━━━ Given information ━━━
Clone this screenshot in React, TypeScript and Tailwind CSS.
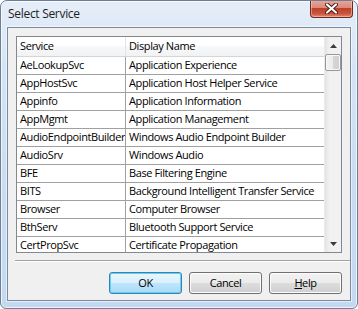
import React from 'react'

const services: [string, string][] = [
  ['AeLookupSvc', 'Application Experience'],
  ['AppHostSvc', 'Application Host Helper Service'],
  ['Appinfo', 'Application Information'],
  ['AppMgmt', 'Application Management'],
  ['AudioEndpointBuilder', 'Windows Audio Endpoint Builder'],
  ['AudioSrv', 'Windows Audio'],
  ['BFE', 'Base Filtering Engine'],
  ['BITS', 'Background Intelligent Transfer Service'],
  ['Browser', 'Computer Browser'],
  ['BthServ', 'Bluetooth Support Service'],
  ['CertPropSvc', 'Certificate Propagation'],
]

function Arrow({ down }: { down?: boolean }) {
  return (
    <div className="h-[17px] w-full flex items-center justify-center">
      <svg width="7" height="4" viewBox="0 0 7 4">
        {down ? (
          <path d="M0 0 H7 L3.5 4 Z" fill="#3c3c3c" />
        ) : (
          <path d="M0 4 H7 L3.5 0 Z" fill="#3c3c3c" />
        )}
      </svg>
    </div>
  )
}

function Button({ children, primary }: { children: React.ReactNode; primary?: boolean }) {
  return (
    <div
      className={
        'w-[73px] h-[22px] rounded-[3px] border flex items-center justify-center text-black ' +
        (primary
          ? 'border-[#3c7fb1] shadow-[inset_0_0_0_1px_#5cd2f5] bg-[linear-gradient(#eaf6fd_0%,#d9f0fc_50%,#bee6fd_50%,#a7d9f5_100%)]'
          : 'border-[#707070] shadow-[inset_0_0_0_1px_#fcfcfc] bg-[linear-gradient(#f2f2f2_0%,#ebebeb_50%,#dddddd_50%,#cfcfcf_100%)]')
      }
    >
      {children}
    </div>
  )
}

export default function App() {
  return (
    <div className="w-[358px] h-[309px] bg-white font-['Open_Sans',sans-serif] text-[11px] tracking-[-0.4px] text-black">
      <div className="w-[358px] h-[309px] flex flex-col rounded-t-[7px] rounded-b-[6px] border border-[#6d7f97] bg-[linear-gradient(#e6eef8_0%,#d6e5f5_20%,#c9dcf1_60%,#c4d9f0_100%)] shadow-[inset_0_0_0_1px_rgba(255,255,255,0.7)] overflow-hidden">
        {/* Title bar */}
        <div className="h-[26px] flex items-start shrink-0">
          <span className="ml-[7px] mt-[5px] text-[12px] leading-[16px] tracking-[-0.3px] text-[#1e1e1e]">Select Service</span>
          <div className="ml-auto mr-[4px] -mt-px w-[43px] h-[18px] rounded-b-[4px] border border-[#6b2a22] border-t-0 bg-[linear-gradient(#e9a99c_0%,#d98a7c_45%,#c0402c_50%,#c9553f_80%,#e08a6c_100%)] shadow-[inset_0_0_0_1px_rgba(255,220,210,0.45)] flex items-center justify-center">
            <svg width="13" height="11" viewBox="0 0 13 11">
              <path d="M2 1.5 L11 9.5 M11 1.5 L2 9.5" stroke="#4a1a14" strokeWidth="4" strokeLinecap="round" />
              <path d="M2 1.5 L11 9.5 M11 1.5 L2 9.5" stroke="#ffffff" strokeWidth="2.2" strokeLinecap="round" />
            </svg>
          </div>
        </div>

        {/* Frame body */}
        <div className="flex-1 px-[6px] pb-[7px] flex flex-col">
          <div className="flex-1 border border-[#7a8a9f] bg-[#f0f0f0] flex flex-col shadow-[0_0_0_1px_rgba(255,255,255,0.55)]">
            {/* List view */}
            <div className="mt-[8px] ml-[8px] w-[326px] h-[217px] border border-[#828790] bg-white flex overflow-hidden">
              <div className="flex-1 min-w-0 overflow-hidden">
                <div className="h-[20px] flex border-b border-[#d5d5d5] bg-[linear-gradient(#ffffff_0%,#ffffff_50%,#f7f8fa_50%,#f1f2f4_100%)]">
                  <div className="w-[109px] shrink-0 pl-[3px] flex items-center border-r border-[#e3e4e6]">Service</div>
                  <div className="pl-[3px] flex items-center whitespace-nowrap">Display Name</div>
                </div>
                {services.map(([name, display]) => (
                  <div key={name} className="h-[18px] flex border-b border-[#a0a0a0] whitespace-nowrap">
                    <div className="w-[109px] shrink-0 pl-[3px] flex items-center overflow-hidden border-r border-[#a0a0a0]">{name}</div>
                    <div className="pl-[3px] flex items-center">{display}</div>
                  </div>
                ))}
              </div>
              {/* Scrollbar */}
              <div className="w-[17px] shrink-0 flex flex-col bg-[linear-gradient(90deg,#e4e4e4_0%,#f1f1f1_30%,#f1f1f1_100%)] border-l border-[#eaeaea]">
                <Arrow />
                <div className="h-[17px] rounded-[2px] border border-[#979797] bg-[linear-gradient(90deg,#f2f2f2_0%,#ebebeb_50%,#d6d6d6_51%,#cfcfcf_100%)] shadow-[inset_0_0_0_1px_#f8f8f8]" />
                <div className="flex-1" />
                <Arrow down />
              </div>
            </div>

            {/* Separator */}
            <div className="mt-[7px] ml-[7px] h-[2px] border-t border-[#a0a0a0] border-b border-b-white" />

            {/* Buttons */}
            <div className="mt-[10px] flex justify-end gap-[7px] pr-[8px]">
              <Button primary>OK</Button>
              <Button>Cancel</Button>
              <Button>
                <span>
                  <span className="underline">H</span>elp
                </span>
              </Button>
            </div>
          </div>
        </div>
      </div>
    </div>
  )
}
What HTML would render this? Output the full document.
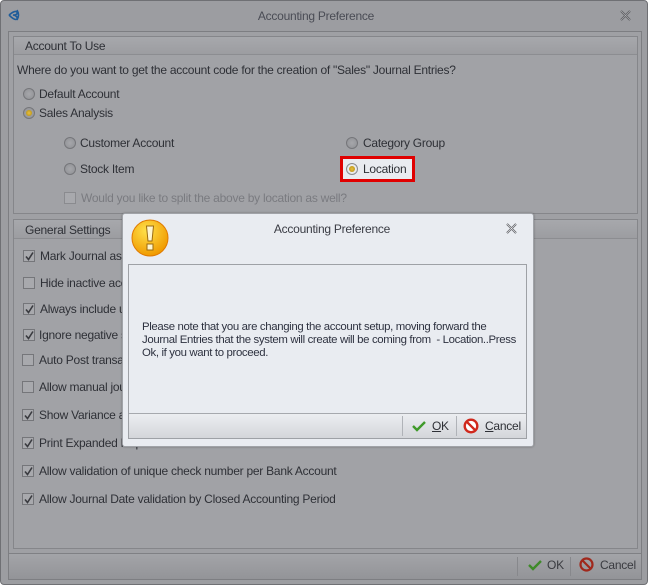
━━━
- [Short problem]:
Without the pictures, write out the lines from the beginning of the entries through the line with "import React from 'react'".

- [Answer in full]:
Clone this screenshot in React, TypeScript and Tailwind CSS.
import React from 'react'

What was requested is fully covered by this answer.